All you need to know about pet-proofing your home
This article contains: pets home pet-proofing

Tired of chewed furniture, dirty upholstery and discovering little surprises? Here's our quick guide to limiting your pet's impact on your home.

How to stop kittens shredding the curtains
Loop curtains out of leaping range (but avoid tie-back cords, which can pose a risk of pet strangulation). Re-channel their energy with toy mice and ping-pong balls to bat, and a tunnel of cardboard boxes to race through. Fishing-rod cat toys are a great way to play with a kitten without getting scratched.

Pets vs. pot plants
If you're having problems with your pet leaving little surprises in the compost of your pot plants, place cobbles on the surface. If your pet nibbles leaves, move plants to a higher level. Avoid lilies, poinsettias, azaleas, amaryllis and ivy, which can be poisonous, and double-check any other plants with your vet. Most cats love to nibble cat grass, which is available from garden centres.

Bin there, done that
Struggling to stop them from bin-diving for scraps? Swap flip-top or pedal bins for an under-the-sink style that can be secured with a childproof latch. If your dog can't resist getting under your feet when you're cooking, a child- or dog-gate will keep the Sunday roast from becoming the dog's dinner.

Caught short?
Little presents in dark corners or under the kitchen table can be a nasty surprise, especially if you have young kids. With cats, this could be a sign that the litter tray is in an exposed place or needs changing. Puppies need regular toilet breaks.

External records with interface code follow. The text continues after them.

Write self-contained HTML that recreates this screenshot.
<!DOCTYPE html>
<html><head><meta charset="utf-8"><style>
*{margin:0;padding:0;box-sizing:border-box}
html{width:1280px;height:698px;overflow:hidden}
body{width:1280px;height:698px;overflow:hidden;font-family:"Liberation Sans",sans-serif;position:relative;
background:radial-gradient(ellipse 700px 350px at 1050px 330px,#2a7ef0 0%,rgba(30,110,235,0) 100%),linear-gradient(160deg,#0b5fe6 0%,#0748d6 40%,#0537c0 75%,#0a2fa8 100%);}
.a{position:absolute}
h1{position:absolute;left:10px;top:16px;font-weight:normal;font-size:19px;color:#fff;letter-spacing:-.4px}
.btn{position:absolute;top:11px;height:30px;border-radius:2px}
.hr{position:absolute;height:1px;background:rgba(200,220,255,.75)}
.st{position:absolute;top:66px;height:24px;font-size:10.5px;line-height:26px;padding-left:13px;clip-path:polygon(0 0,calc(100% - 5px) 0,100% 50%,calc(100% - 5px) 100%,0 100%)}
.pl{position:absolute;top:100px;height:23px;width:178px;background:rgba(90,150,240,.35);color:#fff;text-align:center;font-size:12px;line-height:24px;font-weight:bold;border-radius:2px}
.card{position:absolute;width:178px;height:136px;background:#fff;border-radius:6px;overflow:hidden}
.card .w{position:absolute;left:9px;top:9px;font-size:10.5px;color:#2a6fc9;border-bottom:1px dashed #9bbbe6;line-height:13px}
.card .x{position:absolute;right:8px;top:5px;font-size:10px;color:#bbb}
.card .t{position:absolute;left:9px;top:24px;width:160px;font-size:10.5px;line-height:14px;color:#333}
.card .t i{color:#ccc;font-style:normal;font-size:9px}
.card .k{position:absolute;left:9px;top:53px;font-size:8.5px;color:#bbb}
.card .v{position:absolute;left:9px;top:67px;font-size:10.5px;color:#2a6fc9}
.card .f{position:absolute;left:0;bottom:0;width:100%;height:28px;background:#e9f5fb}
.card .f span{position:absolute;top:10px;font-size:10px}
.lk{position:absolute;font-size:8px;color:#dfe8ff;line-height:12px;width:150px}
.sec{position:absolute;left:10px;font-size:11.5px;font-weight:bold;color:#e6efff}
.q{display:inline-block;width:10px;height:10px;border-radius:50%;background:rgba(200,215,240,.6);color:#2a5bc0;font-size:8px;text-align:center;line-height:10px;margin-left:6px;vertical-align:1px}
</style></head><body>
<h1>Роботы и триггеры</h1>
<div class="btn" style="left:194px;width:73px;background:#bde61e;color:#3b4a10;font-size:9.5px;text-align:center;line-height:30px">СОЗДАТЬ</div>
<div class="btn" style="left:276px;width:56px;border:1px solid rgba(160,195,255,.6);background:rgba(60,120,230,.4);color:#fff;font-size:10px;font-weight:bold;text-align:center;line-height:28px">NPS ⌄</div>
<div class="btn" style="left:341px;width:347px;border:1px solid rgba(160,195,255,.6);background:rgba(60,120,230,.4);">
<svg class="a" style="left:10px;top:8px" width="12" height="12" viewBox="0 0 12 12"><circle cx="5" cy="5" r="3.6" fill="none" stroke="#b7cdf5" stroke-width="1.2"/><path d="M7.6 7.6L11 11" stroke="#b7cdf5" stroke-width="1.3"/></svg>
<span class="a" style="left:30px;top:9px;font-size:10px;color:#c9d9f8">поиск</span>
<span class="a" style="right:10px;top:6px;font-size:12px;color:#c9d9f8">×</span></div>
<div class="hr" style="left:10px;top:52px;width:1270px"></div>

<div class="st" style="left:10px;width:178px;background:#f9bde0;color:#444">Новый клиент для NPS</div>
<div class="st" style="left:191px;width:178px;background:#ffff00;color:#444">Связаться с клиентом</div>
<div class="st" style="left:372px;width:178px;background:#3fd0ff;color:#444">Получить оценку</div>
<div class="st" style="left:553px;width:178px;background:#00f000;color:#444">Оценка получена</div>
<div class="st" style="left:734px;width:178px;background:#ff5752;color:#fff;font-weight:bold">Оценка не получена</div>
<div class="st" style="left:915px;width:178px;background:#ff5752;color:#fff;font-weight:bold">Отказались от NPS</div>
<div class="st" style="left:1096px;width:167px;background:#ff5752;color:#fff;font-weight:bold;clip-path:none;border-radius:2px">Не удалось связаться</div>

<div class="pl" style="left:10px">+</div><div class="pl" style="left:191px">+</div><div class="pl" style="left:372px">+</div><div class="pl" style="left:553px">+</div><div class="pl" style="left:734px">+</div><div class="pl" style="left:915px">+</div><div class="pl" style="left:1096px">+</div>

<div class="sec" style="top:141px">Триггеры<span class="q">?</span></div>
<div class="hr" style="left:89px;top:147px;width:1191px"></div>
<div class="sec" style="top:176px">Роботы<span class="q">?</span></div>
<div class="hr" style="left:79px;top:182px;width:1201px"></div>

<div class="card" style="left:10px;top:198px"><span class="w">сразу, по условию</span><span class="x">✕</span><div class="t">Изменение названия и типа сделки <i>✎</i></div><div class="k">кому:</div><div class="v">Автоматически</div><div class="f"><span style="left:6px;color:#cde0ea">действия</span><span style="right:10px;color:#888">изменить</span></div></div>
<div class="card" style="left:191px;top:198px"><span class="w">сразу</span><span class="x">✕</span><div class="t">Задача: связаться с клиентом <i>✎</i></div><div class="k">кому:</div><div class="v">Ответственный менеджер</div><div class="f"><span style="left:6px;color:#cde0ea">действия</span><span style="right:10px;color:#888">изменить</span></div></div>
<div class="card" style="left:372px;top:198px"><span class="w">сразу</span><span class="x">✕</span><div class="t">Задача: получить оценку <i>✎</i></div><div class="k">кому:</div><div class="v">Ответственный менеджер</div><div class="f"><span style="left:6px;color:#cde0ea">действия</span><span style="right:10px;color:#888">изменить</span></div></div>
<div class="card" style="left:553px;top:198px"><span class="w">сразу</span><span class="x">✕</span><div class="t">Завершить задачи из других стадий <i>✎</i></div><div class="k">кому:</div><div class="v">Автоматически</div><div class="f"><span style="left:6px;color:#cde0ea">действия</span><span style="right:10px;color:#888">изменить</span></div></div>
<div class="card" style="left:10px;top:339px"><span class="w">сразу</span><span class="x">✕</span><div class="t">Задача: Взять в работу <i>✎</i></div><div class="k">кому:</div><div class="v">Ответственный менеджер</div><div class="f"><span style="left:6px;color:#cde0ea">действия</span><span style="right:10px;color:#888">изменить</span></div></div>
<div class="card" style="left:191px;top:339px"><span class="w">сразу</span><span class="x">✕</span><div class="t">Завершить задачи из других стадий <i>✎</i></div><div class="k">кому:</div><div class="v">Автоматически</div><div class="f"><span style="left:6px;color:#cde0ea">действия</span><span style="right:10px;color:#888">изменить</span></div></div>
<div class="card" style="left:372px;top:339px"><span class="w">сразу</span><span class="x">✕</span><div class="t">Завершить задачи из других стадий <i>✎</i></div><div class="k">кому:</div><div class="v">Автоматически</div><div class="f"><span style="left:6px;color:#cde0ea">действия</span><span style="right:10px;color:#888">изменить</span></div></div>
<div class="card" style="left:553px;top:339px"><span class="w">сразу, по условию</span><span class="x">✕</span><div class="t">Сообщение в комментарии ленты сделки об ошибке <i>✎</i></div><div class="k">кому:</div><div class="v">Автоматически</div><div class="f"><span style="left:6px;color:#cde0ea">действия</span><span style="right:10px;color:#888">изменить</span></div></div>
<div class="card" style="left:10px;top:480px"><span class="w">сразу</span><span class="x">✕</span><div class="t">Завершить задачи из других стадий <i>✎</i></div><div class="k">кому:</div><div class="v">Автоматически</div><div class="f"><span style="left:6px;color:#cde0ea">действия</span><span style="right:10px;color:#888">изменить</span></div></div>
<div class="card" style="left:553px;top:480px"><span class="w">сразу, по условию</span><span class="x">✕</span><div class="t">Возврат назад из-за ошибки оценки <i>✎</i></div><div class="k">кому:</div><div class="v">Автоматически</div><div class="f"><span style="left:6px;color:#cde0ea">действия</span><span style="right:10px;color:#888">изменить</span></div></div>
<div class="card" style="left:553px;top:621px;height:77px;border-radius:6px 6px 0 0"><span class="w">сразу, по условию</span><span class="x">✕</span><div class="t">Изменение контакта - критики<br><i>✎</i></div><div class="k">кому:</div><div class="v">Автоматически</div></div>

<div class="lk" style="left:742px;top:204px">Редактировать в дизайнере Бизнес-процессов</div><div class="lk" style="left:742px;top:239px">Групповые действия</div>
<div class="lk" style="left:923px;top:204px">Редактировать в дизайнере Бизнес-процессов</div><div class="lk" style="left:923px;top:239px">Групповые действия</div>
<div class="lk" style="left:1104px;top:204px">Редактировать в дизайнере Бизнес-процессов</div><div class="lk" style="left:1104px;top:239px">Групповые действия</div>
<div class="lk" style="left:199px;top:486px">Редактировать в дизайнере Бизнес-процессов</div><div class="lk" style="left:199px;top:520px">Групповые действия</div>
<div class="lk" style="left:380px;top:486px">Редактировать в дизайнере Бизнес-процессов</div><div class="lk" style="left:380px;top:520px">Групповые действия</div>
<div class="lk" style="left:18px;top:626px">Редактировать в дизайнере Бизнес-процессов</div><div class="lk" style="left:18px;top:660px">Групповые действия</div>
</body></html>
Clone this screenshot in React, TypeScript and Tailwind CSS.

Get into the habit of taking your puppy out to the same spot after meals, play or any other excitement, such as visitors arriving. Always praise him for toileting outside.

Shocking stuff
Dangling electrical cords can tempt inquisitive kittens and puppies, risking knocked-over lamps and, even worse, a nasty shock for your pet. Tuck away leads with a cable tidy so that pets can't get tangled up in them. To prevent the risk of an electric shock, consider installing an RCD unit (a type of circuit-breaker) or try cable protectors for persistent chewers.

Scratch 'n' sniff
The problem: shredded sofa arms and sofa spoiled by hair or muddy paw prints.
The solution: if a sofa arm becomes a target for cat scratching, put a scratching post there, then very gradually move it to a better spot. If your muddy or moulting pet loves jumping on the sofa, cover the sofa with an old throw or provide your pet with a comfy bed in the lounge, and consistently reward it when it settles there instead.

Feline fragrance
Spraying on carpets, walls or soft furnishings can be a complex problem, often due to a cat feeling threatened or anxious. Triggers can be anything from other neighbourhood cats to the arrival of a baby. A Feliway diffuser (from your vet) can help, but the cause of the spraying needs to be addressed.

Chew on this
Chewed slippers, remote controls, furniture and more - they're all fair game to a bored puppy or dog. Never leave your adult dog for more than four hours at a time, and rotate a wide range of safe chew toys. Try dental chews or pigs' ears. It is also important to remember that a puppy can continue to chew well into adolescence as its adult teeth settle in.

Dig for victory
Wrecked lawn and devastated flowerbeds? Your dog is only doing what comes naturally - having a really good, dirty dig - so let him express his urge in a sectioned-off sand or earth pit. Bury treats and chewy toys in it and it'll soon appeal more than flowerbeds. However, cats love to toilet in fine-grain sand or soil, so cover up any sandpit overnight.

Drinking problems?
If telltale paw prints are revealing that your pet drinks from the bath, sink or loo, make sure your cat or dog has their own source of fresh drinking water that they can easily get to. To deter bathroom visits, keep the toilet lid down and the bathroom door shut. While you're at it, check no windows around the house are left wide open when you go out - an adventurous pet could escape or fall from one.